Sreya Sarker is a Graphic Designer and a Printmaker based in Kolkata, India. Her interaction with design has been two-fold where she was, on one hand trained to understand the impact of visual expression on an aesthetic scale through her education in the Government College of Art and Craft, Calcutta and on the other the commercial impact of design was what influenced her understanding of visual presence and application. She had been engaged as a Graphic Designing teacher between 2007 and 2014 where her role was to impart knowledge of designing based on commercially viable design structures to students. The course was planned to structure an idea about the marketability of design and the concept of designing as a commercial option. 2014 onwards Sreya has been involved with an organization aiming at developing community-based craft enterprises. She works directly with traditional rural artists of India who engage in generations long traditions of creative involvement through craft making. Sreya has also been involved in multiple book designing and illustration projects. She has also played the role of a design coach and aptitude analyst for aspiring design students.

Somewhere in the crossings between sensation and expression, image and text, embodied emotions and formless affect flows meaningful statements are made. Through these varied transformist approaches new dynamic ontologies are formed. Tracing the entire process of such mutations inspires a different sense of reality in all the participants or students at CCL. Operating in the here and the now as well as in relation to the past, they open up to moments of productive interdisciplinary and discursive interventions. The creative research practices at Cambridge Creation Lab are intended to embrace narrative analysis or configurations wherein the student researchers are guided through a process of deriving inspiration from many disciplines to present coherent yet spontaneous illustrations and above all understand the true essence of art through cultures.Our integrated approach to this learning will focus intensely on designing concepts and ideas that are highly visual and palpable yet fantastical.
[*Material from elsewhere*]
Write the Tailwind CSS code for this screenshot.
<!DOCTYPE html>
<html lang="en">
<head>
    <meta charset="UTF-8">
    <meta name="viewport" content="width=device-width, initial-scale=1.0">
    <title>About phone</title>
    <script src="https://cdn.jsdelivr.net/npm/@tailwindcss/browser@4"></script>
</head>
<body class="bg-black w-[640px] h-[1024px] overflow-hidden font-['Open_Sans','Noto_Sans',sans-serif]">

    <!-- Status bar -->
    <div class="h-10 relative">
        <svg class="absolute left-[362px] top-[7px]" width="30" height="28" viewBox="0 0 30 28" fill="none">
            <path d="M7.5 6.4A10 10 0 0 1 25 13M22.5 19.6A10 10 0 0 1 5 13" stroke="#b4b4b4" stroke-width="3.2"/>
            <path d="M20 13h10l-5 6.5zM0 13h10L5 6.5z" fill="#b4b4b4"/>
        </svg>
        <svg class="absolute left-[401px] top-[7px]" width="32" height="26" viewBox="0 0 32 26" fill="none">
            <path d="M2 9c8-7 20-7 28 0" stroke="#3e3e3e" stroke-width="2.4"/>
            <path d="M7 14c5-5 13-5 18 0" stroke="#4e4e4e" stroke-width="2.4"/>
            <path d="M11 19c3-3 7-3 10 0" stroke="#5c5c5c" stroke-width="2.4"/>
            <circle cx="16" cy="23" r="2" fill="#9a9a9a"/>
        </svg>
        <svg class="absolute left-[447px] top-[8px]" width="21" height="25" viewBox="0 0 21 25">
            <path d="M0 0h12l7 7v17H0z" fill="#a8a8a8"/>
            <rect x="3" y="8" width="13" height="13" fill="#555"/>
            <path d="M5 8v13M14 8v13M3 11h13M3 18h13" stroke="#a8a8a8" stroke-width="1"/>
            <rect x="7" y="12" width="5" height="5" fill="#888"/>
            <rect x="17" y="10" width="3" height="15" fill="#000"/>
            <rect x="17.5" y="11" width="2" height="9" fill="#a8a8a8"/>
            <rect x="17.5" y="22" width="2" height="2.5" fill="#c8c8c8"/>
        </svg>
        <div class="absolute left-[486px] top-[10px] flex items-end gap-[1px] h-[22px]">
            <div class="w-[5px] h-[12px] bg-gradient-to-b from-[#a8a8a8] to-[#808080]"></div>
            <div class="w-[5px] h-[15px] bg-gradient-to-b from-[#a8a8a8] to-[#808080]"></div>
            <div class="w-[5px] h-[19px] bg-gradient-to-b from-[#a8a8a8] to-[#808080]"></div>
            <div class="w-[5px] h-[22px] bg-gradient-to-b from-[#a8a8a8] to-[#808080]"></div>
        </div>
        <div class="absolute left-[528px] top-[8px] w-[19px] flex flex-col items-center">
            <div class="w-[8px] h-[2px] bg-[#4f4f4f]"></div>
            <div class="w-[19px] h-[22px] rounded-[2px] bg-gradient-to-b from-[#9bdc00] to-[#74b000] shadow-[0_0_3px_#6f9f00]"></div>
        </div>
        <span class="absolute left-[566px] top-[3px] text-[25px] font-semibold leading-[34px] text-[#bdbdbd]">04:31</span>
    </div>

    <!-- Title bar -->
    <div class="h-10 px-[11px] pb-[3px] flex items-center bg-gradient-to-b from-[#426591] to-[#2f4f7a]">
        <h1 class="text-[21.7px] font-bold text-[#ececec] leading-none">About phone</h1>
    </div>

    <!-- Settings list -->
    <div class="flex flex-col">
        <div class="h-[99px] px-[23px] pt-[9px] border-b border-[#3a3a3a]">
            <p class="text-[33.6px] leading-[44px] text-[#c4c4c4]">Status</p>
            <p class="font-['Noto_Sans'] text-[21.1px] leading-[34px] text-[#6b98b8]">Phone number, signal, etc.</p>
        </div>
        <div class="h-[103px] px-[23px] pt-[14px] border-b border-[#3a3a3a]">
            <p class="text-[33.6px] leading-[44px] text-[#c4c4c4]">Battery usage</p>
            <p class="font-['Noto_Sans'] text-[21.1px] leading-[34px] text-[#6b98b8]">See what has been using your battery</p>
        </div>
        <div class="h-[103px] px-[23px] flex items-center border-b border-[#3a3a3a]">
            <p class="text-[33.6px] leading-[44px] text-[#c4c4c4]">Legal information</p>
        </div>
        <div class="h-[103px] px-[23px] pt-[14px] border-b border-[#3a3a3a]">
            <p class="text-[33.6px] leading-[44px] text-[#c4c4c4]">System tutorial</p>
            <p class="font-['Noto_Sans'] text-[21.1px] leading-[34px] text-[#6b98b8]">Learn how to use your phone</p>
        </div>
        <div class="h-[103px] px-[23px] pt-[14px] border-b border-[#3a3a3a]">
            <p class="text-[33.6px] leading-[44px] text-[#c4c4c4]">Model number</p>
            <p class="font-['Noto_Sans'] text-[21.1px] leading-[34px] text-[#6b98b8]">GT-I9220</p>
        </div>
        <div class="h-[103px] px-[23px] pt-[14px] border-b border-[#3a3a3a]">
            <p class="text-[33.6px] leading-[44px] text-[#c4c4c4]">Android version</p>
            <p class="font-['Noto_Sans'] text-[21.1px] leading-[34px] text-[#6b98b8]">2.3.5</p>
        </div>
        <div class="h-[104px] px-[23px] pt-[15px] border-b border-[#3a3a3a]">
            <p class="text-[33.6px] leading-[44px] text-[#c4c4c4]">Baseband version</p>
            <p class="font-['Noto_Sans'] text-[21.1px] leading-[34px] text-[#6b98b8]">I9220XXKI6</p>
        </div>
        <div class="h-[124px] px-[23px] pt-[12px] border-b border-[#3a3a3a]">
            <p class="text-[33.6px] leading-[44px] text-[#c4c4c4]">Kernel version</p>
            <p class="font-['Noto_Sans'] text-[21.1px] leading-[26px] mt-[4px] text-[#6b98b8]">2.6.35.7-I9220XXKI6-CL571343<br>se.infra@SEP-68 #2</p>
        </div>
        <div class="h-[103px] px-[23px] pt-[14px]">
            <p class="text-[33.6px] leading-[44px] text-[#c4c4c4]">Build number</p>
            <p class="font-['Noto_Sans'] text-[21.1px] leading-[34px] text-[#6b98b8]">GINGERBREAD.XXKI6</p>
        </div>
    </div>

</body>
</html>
Sreya will be responsible for helping students reflect on the dialectical way of seeing and being able to synthesize the visible and the not so visible visualizations and thereby enriching their perceptual capacities.

Sreya is a crowd watcher. She likes noticing behavioral patterns as almost a pass time. Crowd according to her holds the key to every solution to a problem. Every need of design can be understood if a pattern of human beings can be recognized.